(begin)

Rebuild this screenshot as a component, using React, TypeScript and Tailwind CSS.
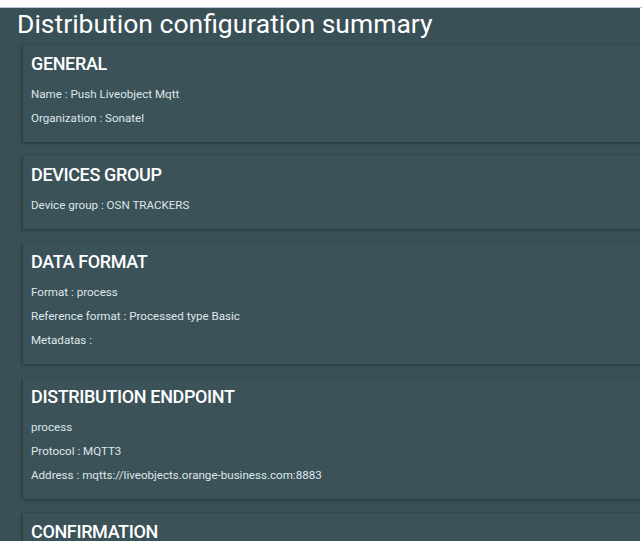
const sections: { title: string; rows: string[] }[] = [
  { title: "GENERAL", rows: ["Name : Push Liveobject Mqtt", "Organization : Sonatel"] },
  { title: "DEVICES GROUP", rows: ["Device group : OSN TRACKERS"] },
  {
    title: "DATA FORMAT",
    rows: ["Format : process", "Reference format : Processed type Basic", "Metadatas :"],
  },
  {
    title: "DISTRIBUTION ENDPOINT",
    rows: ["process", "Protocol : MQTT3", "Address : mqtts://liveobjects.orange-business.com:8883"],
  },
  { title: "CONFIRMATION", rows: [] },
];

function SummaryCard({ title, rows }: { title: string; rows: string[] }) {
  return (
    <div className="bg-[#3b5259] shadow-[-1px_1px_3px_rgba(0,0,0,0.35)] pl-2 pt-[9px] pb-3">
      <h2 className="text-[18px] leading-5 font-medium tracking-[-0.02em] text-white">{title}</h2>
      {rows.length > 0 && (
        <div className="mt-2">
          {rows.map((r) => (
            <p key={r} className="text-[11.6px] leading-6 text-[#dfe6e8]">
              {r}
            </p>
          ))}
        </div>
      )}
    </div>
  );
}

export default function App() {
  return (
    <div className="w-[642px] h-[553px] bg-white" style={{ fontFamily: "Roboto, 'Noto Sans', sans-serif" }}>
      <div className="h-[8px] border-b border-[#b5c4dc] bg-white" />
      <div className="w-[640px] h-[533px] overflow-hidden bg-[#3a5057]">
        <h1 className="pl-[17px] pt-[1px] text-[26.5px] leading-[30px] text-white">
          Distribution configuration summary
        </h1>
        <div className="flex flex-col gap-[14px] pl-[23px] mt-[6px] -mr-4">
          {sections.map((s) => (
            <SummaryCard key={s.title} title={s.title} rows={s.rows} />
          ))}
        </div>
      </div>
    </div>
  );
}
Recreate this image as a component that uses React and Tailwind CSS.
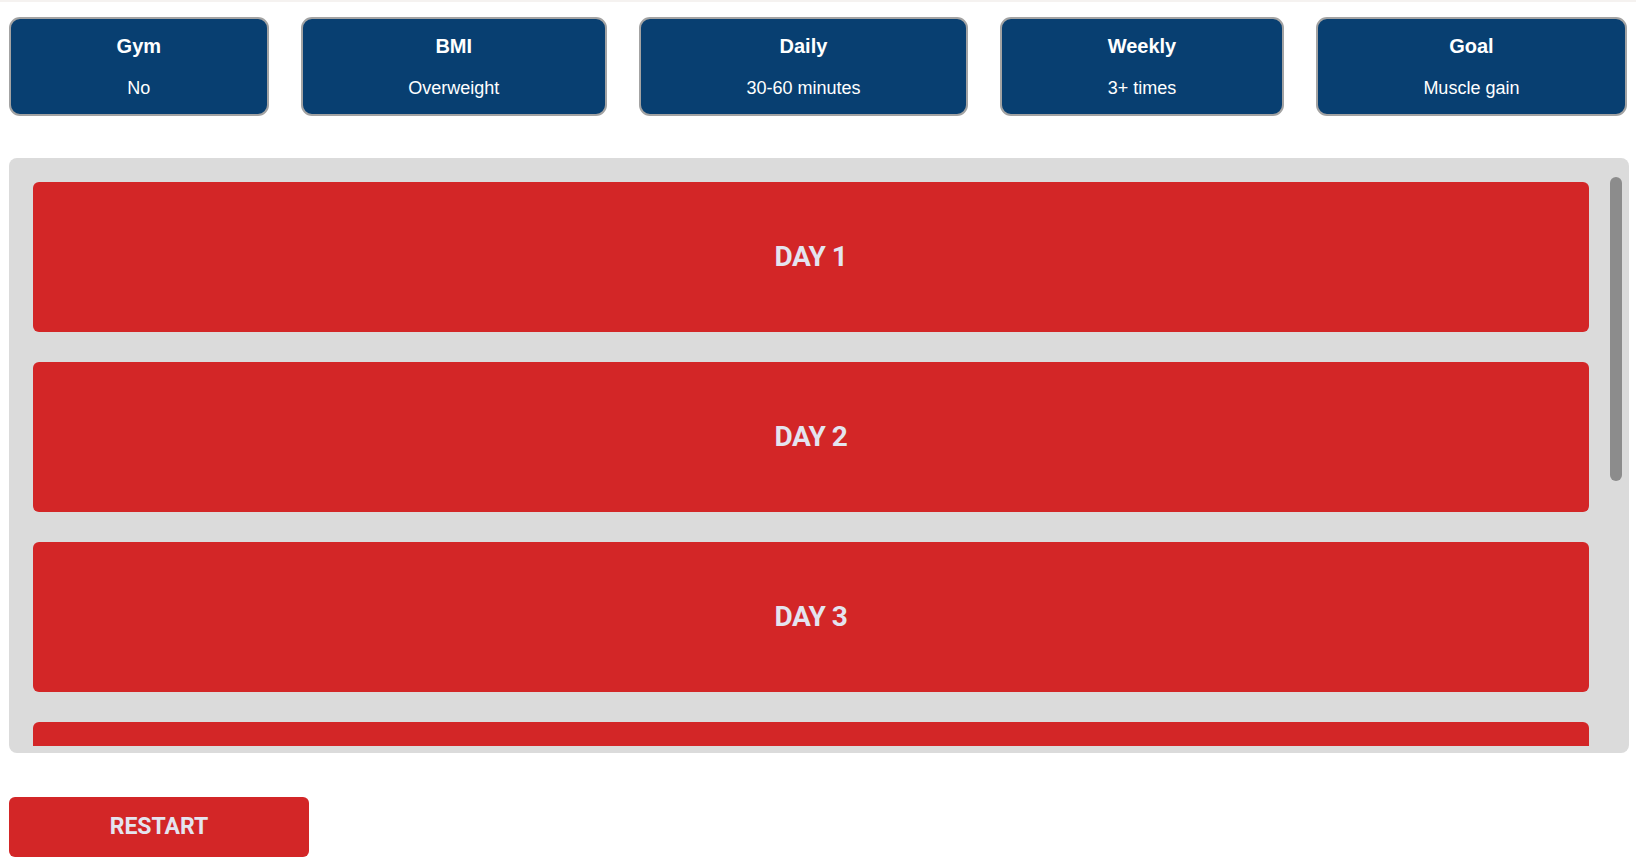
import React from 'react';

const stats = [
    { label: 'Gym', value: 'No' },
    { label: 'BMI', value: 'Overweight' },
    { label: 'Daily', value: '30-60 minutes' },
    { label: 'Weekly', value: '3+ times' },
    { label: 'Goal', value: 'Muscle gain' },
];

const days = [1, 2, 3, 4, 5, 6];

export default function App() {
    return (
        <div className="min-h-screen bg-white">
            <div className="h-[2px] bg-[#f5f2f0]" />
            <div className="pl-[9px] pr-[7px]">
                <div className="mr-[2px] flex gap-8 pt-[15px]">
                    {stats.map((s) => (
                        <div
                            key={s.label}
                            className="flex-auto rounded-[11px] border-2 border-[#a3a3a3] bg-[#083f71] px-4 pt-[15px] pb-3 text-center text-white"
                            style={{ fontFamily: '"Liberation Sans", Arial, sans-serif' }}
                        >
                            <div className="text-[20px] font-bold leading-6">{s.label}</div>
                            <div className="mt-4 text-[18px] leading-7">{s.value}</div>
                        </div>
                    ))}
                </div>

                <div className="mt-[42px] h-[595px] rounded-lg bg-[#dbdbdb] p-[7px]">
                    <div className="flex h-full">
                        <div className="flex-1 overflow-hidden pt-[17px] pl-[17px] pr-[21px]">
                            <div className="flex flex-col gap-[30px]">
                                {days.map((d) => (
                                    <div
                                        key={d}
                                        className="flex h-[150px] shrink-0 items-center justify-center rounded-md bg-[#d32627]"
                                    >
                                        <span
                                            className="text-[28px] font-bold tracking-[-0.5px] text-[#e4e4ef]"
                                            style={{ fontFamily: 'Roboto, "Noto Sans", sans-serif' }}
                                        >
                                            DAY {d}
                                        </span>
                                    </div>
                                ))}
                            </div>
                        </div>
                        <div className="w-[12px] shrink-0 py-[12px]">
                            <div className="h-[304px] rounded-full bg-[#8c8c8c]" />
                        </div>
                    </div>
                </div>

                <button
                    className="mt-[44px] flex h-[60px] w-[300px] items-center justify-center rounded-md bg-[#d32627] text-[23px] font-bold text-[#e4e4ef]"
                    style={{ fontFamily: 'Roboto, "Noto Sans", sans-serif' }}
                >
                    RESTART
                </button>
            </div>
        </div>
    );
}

(end)

• [Exercise details] Reproduce exactly the run of lines that opens the listing and closes with the line holding "const days = [1, 2, 3, 4, 5, 6];". Pictures are excluded.

• [Result for this task]
Rebuild this screenshot as a component, using React, TypeScript and Tailwind CSS.
const sections: { title: string; rows: string[] }[] = [
  { title: "GENERAL", rows: ["Name : Push Liveobject Mqtt", "Organization : Sonatel"] },
  { title: "DEVICES GROUP", rows: ["Device group : OSN TRACKERS"] },
  {
    title: "DATA FORMAT",
    rows: ["Format : process", "Reference format : Processed type Basic", "Metadatas :"],
  },
  {
    title: "DISTRIBUTION ENDPOINT",
    rows: ["process", "Protocol : MQTT3", "Address : mqtts://liveobjects.orange-business.com:8883"],
  },
  { title: "CONFIRMATION", rows: [] },
];

function SummaryCard({ title, rows }: { title: string; rows: string[] }) {
  return (
    <div className="bg-[#3b5259] shadow-[-1px_1px_3px_rgba(0,0,0,0.35)] pl-2 pt-[9px] pb-3">
      <h2 className="text-[18px] leading-5 font-medium tracking-[-0.02em] text-white">{title}</h2>
      {rows.length > 0 && (
        <div className="mt-2">
          {rows.map((r) => (
            <p key={r} className="text-[11.6px] leading-6 text-[#dfe6e8]">
              {r}
            </p>
          ))}
        </div>
      )}
    </div>
  );
}

export default function App() {
  return (
    <div className="w-[642px] h-[553px] bg-white" style={{ fontFamily: "Roboto, 'Noto Sans', sans-serif" }}>
      <div className="h-[8px] border-b border-[#b5c4dc] bg-white" />
      <div className="w-[640px] h-[533px] overflow-hidden bg-[#3a5057]">
        <h1 className="pl-[17px] pt-[1px] text-[26.5px] leading-[30px] text-white">
          Distribution configuration summary
        </h1>
        <div className="flex flex-col gap-[14px] pl-[23px] mt-[6px] -mr-4">
          {sections.map((s) => (
            <SummaryCard key={s.title} title={s.title} rows={s.rows} />
          ))}
        </div>
      </div>
    </div>
  );
}
Recreate this image as a component that uses React and Tailwind CSS.
import React from 'react';

const stats = [
    { label: 'Gym', value: 'No' },
    { label: 'BMI', value: 'Overweight' },
    { label: 'Daily', value: '30-60 minutes' },
    { label: 'Weekly', value: '3+ times' },
    { label: 'Goal', value: 'Muscle gain' },
];

const days = [1, 2, 3, 4, 5, 6];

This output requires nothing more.